> Data provided:
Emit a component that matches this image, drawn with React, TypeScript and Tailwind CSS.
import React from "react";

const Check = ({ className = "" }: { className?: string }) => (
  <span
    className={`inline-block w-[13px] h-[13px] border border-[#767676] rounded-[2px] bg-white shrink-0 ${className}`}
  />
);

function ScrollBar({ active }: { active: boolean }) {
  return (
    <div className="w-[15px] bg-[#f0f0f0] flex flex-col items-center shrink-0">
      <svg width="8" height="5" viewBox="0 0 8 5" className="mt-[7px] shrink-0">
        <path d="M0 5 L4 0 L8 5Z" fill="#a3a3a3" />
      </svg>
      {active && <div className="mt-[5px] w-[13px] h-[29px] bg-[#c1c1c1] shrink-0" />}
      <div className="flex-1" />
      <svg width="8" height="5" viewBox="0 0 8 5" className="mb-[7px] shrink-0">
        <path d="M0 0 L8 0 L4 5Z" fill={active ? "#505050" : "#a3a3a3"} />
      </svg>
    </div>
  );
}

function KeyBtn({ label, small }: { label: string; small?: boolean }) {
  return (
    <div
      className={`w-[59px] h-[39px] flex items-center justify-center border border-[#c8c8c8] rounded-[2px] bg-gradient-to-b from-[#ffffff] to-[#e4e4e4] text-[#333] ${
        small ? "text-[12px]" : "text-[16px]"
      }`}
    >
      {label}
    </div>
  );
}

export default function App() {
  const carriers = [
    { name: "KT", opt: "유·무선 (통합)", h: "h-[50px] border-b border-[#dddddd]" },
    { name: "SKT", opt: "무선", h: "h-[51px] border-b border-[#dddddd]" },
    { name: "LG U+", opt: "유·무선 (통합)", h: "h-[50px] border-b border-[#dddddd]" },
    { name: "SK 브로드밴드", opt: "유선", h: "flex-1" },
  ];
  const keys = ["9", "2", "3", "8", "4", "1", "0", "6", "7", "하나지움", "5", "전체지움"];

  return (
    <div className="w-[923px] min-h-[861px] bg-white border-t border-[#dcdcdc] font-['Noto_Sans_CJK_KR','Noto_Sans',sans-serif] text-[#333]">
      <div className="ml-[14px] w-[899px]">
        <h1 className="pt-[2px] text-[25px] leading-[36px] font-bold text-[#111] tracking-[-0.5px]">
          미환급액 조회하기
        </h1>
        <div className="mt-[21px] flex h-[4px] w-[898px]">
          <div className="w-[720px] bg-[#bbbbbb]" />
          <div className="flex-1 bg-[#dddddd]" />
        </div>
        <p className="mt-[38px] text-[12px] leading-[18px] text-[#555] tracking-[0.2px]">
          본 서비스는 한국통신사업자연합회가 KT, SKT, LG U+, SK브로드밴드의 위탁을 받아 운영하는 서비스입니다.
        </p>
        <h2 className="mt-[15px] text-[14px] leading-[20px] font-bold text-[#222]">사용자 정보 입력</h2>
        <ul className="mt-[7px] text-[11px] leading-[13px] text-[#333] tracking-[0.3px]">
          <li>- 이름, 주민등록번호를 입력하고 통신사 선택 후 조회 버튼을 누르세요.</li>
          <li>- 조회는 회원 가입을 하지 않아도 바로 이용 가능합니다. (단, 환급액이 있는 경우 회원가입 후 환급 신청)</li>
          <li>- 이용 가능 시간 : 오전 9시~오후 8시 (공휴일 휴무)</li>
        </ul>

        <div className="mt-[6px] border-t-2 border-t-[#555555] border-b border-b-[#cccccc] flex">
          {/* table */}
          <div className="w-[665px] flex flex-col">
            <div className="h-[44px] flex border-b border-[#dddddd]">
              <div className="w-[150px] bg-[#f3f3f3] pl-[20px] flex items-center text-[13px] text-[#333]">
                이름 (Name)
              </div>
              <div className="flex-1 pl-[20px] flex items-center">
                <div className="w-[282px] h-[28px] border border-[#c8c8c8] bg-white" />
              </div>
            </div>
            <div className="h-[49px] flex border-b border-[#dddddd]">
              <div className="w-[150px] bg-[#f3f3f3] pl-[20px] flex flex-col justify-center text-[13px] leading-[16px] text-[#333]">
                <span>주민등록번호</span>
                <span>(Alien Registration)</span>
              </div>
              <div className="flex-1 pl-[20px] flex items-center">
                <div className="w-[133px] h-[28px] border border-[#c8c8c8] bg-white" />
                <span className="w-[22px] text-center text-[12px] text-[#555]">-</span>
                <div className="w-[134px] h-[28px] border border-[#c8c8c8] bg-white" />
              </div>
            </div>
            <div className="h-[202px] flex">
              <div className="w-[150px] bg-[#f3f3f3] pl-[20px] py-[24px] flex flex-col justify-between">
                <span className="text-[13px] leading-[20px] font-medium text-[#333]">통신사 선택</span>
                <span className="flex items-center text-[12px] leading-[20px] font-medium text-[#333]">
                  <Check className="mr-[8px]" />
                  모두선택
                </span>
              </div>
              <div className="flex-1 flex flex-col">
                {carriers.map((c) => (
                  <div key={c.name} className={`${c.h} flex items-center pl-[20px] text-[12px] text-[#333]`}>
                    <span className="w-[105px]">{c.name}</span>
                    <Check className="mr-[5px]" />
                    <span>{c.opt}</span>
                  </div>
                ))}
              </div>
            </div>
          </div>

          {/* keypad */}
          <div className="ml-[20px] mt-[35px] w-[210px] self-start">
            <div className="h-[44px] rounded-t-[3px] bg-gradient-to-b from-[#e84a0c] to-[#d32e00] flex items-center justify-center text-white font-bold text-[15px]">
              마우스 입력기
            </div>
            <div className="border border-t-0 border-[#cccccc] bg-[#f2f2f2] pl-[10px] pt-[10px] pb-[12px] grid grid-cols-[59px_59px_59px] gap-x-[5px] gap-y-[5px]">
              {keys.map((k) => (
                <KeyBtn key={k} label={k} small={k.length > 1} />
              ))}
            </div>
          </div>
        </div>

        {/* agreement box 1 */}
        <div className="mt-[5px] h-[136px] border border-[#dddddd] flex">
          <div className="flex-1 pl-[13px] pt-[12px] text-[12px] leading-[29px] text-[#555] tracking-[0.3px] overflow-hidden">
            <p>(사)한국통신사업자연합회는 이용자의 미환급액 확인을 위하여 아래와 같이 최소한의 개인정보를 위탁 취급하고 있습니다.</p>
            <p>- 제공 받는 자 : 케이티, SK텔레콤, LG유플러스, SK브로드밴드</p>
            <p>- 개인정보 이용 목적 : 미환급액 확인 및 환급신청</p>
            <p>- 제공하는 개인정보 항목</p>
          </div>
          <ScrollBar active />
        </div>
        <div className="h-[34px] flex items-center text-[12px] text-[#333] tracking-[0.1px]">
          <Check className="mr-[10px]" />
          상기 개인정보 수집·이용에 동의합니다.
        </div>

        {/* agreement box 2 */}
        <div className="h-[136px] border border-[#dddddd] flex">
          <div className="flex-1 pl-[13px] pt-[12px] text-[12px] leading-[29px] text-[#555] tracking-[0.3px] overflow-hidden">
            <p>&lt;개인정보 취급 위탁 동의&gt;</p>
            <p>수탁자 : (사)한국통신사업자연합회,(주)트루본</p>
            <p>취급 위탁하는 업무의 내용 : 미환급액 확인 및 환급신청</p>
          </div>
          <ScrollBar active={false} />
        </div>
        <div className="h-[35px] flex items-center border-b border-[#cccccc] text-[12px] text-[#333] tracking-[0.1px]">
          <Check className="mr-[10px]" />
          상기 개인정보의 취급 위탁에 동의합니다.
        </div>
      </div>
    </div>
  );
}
---
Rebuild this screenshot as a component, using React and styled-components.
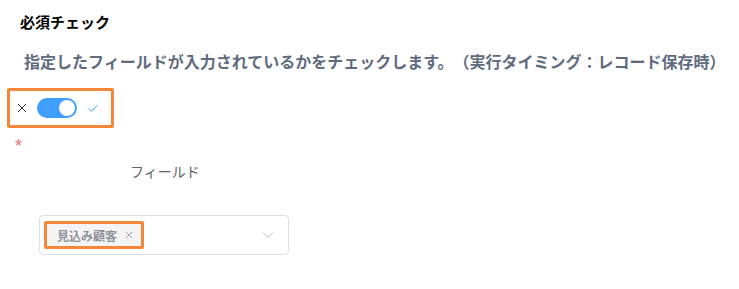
* * *
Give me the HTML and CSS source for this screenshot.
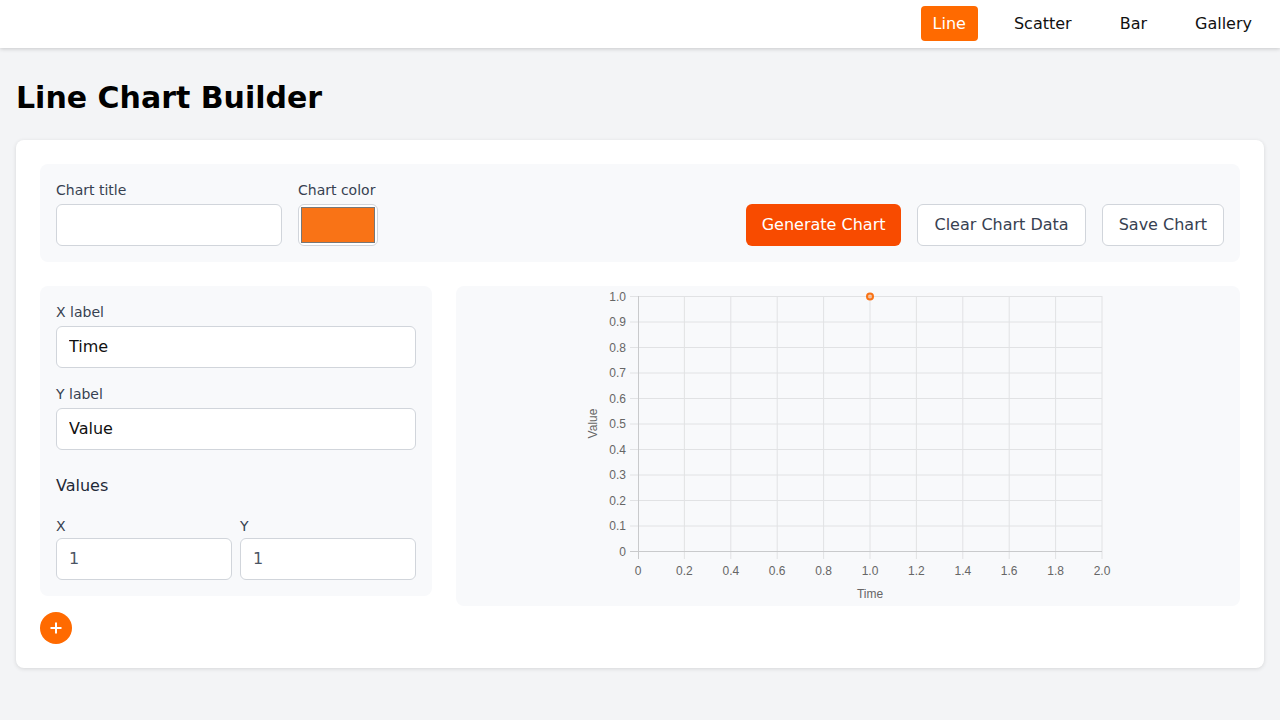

> Set problem: Out of the material above, select every line that holds the string "React".

> Exercise answer:
Emit a component that matches this image, drawn with React, TypeScript and Tailwind CSS.
import React from "react";
Rebuild this screenshot as a component, using React and styled-components.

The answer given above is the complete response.